A Kullback-Leibler (KL) Divergence Metric is a non-symmetric similarity measure of the difference between two probability distributions $P$ and $Q$.

## References

### 2011

• http://en.wikipedia.org/wiki/Kullback%E2%80%93Leibler_divergence
• In probability theory and information theory, the Kullback–Leibler divergence[1][2][3] (also information divergence, information gain, relative entropy, or KLIC) is a non-symmetric measure of the difference between two probability distributions P and Q. KL measures the expected number of extra bits required to code samples from P when using a code based on Q, rather than using a code based on P. Typically P represents the "true" distribution of data, observations, or a precisely calculated theoretical distribution. The measure Q typically represents a theory, model, description, or approximation of P. Although it is often intuited as a metric or distance, the KL divergence is not a true metric — for example, it is not symmetric: the KL from P to Q is generally not the same as the KL from Q to P. KL divergence is a special case of a broader class of divergences called f-divergences. Originally introduced by Solomon Kullback and Richard Leibler in 1951 as the directed divergence between two distributions, it is not the same as a divergence in calculus. However, the KL divergence can be derived from the Bregman divergence.

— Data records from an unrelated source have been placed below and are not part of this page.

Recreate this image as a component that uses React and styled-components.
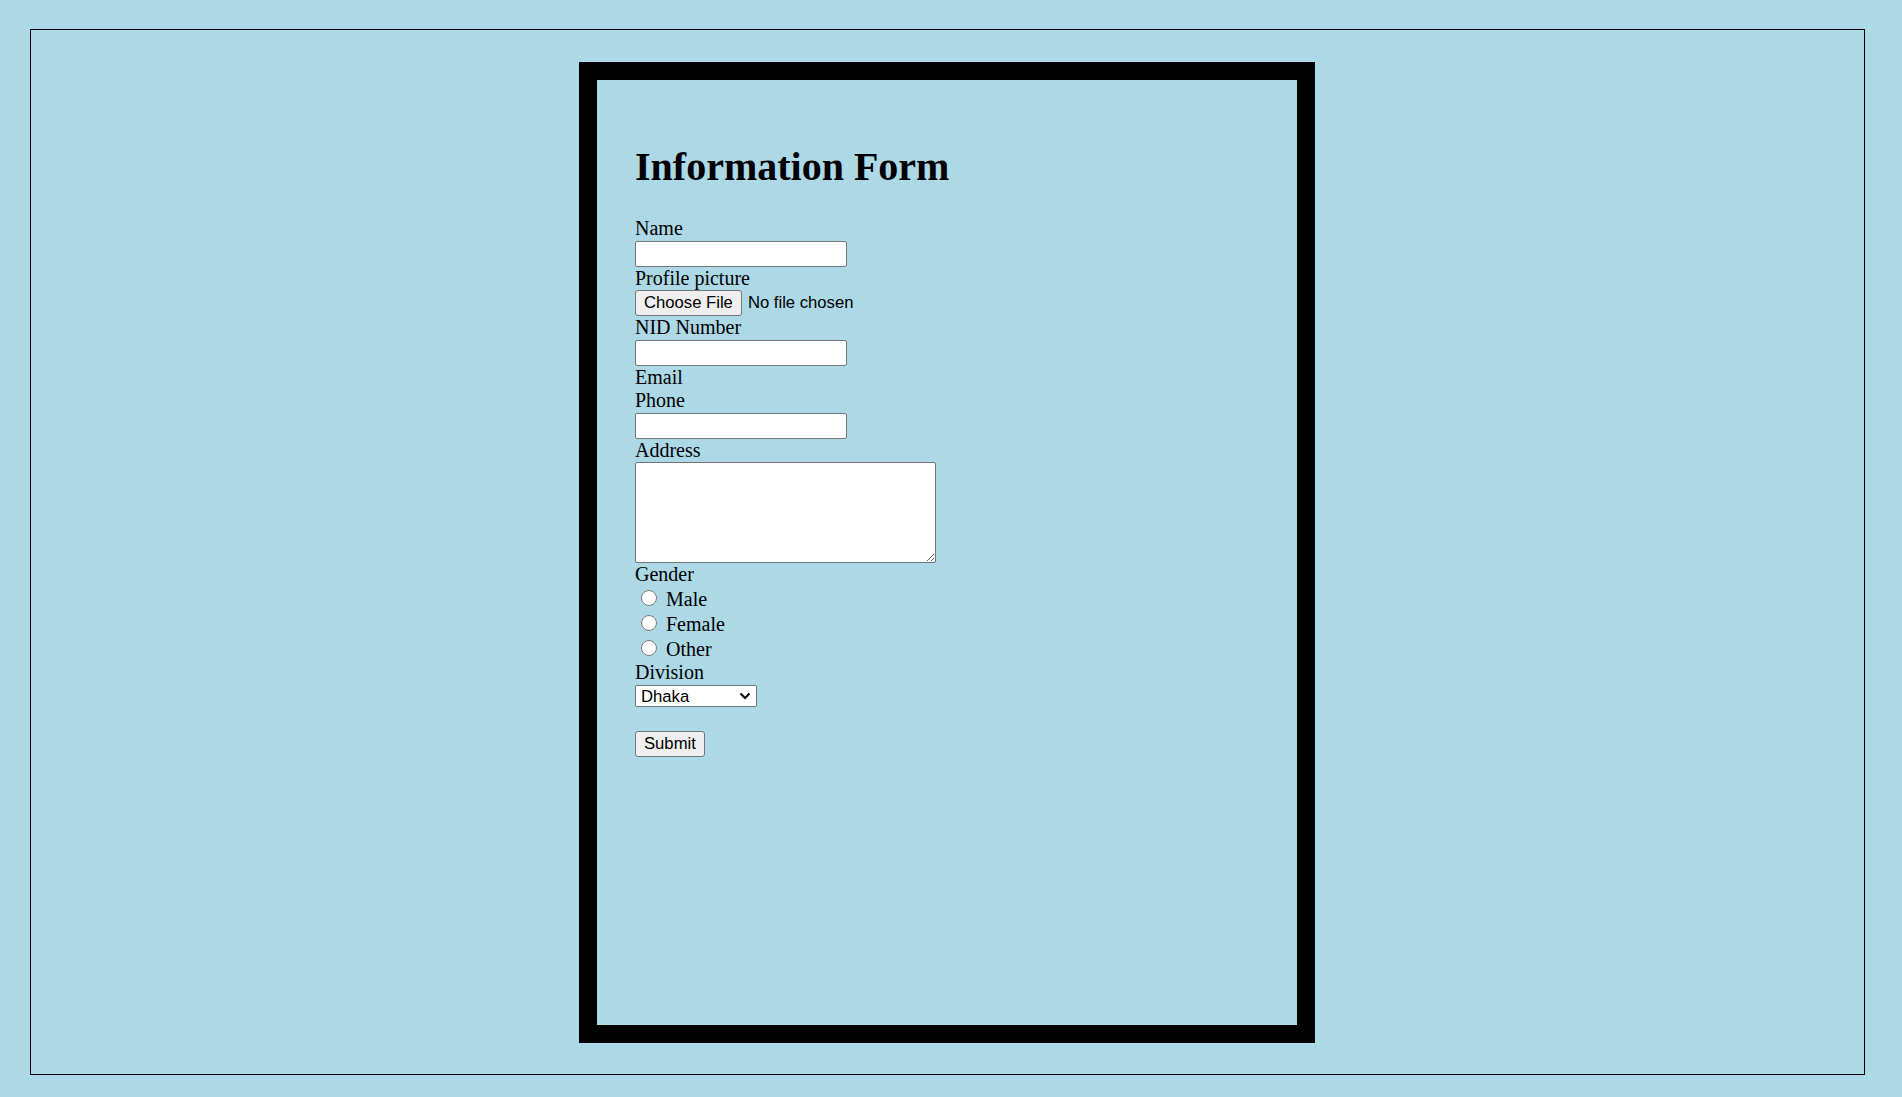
import React from "react";
import styled, { createGlobalStyle } from "styled-components";

const GlobalStyle = createGlobalStyle`
  html,
  body {
    margin: 0;
    padding: 0;
  }
  body {
    background-color: #add8e6;
    color: #000;
    font-family: "Liberation Serif", "Times New Roman", serif;
    font-size: 20px;
  }
`;

const Page = styled.div`
  padding: 29px 37px 0 30px;
`;

const Frame = styled.div`
  box-sizing: border-box;
  height: 1046px;
  border: 1px solid #000;
  padding-top: 32px;
  display: flex;
  justify-content: center;
  align-items: flex-start;
`;

const Card = styled.div`
  box-sizing: border-box;
  width: 736px;
  height: 981px;
  margin-right: 1px;
  border: 18px solid #000;
  padding: 37px 38px;
`;

const Title = styled.h1`
  margin: 27px 0;
  font-size: 40px;
  line-height: 46px;
  font-weight: bold;
`;

const Form = styled.form`
  display: flex;
  flex-direction: column;
  align-items: flex-start;
`;

const Label = styled.label`
  display: block;
  line-height: 23px;
`;

const controlFont = `
  font-family: "Liberation Sans", Arial, sans-serif;
  font-size: 16.67px;
  color: #000;
`;

const TextInput = styled.input`
  box-sizing: border-box;
  width: 212px;
  height: 26px;
  margin: 1px 0 0 0;
  padding: 1px 3px;
  border: 1px solid #767676;
  border-radius: 2px;
  background: #fff;
  ${controlFont}
`;

const FileInput = styled.input`
  display: block;
  height: 26px;
  margin: 0;
  ${controlFont}

  &::file-selector-button {
    box-sizing: border-box;
    height: 26px;
    margin: 0 6px 0 0;
    padding: 1px 8px;
    border: 1px solid #767676;
    border-radius: 3px;
    background: #efefef;
    ${controlFont}
  }
`;

const TextArea = styled.textarea`
  box-sizing: border-box;
  width: 301px;
  height: 101px;
  margin: 0;
  padding: 2px;
  border: 1px solid #767676;
  border-radius: 2px;
  background: #fff;
  ${controlFont}
`;

const RadioRow = styled.label`
  display: flex;
  align-items: flex-start;
  height: 25px;
  line-height: 23px;
`;

const Radio = styled.input`
  width: 16px;
  height: 16px;
  margin: 4px 9px 0 6px;
`;

const RadioText = styled.span`
  padding-top: 2px;
`;

const SelectWrap = styled.div`
  position: relative;
  margin-top: 1px;
`;

const Select = styled.select`
  display: block;
  box-sizing: border-box;
  width: 122px;
  height: 22px;
  margin: 0;
  padding: 0 24px 0 5px;
  border: 1px solid #767676;
  border-radius: 2px;
  background: #fff;
  appearance: none;
  ${controlFont}
`;

const Chevron = styled.svg`
  position: absolute;
  top: 7px;
  right: 6px;
  width: 12px;
  height: 8px;
  pointer-events: none;
`;

const SubmitButton = styled.button`
  box-sizing: border-box;
  height: 26px;
  margin-top: 24px;
  padding: 1px 8px;
  border: 1px solid #767676;
  border-radius: 3px;
  background: #efefef;
  ${controlFont}
`;

const genders = ["Male", "Female", "Other"];
const divisions = [
  "Dhaka",
  "Chattogram",
  "Rajshahi",
  "Khulna",
  "Barishal",
  "Sylhet",
  "Rangpur",
  "Mymensingh"
];

export default function App() {
  return (
    <>
      <GlobalStyle />
      <Page>
        <Frame>
          <Card>
            <Title>Information Form</Title>
            <Form onSubmit={e => e.preventDefault()}>
              <Label htmlFor="name">Name</Label>
              <TextInput id="name" type="text" />
              <Label htmlFor="picture">Profile picture</Label>
              <FileInput id="picture" type="file" />
              <Label htmlFor="nid">NID Number</Label>
              <TextInput id="nid" type="text" />
              <Label>Email</Label>
              <Label htmlFor="phone">Phone</Label>
              <TextInput id="phone" type="text" />
              <Label htmlFor="address">Address</Label>
              <TextArea id="address" />
              <Label>Gender</Label>
              {genders.map(g => (
                <RadioRow key={g}>
                  <Radio type="radio" name="gender" value={g} />
                  <RadioText>{g}</RadioText>
                </RadioRow>
              ))}
              <Label htmlFor="division">Division</Label>
              <SelectWrap>
                <Select id="division" defaultValue="Dhaka">
                  {divisions.map(d => (
                    <option key={d}>{d}</option>
                  ))}
                </Select>
                <Chevron viewBox="0 0 12 8">
                  <path
                    d="M1.5 1.5 L6 6 L10.5 1.5"
                    fill="none"
                    stroke="#000"
                    strokeWidth="2"
                  />
                </Chevron>
              </SelectWrap>
              <SubmitButton type="submit">Submit</SubmitButton>
            </Form>
          </Card>
        </Frame>
      </Page>
    </>
  );
}
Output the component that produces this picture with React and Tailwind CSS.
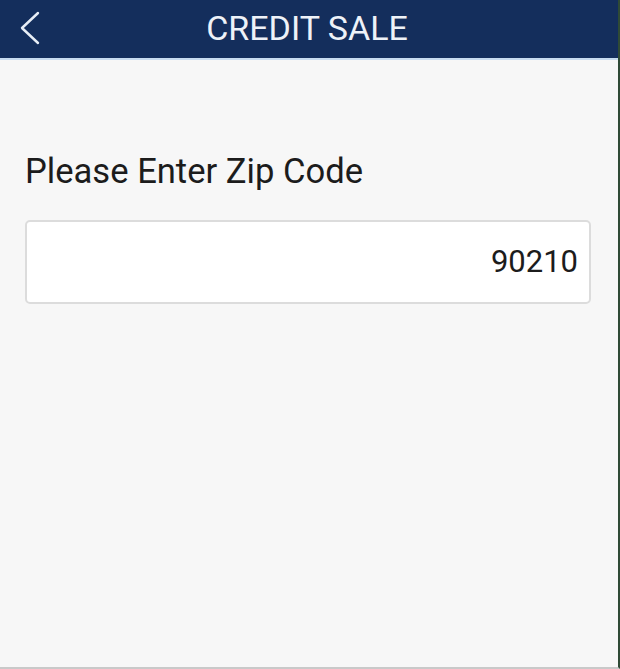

For probability distributions P and Q of a discrete random variable their K–L divergence is defined to be :$D_{\mathrm{KL}}(P\|Q) = \sum_i P(i) \log \frac{P(i)}{Q(i)}. \!$ In words, it is the average of the logarithmic difference between the probabilities P and Q, where the average is taken using the probabilities P. The K-L divergence is only defined if P and Q both sum to 1 and if $Q(i)\gt 0$ for any i such that $P(i)\gt 0$. If the quantity $0 \log 0$ appears in the formula, it is interpreted as zero. For distributions P and Q of a continuous random variable, KL-divergence is defined to be the integral:[4] :$D_{\mathrm{KL}}(P\|Q) = \int_{-\infty}^\infty p(x) \log \frac{p(x)}{q(x)} \, {\rm d}x, \!$ where p and q denote the densities of P and Q.

More generally, if P and Q are probability measures over a set X, and Q is absolutely continuous with respect to P, then the Kullback–Leibler divergence from P to Q is defined as :$D_{\mathrm{KL}}(P\|Q) = -\int_X \log \frac{{\rm d}Q}{{\rm d}P} \,{\rm d}P, \!$ where $\frac{{\rm d}Q}{{\rm d}P}$ is the Radon–Nikodym derivative of Q with respect to P, and provided the expression on the right-hand side exists.

1. Kullback, S.; Leibler, R.A. (1951). "On Information and Sufficiency". Annals of Mathematical Statistics 22 (1): 79–86. doi:10.1214/aoms/1177729694. MR39968.
2. S. Kullback (1959) Information theory and statistics (John Wiley and Sons, NY).
3. Kullback, S.; Burnham, K. P.; Laubscher, N. F.; Dallal, G. E.; Wilkinson, L.; Morrison, D. F.; Loyer, M. W.; Eisenberg, B. et al. (1987). "Letter to the Editor: The Kullback–Leibler distance". The American Statistician 41 (4): 340–341. JSTOR 2684769.
4. C. Bishop (2006). Pattern Recognition and Machine Learning. p. 55.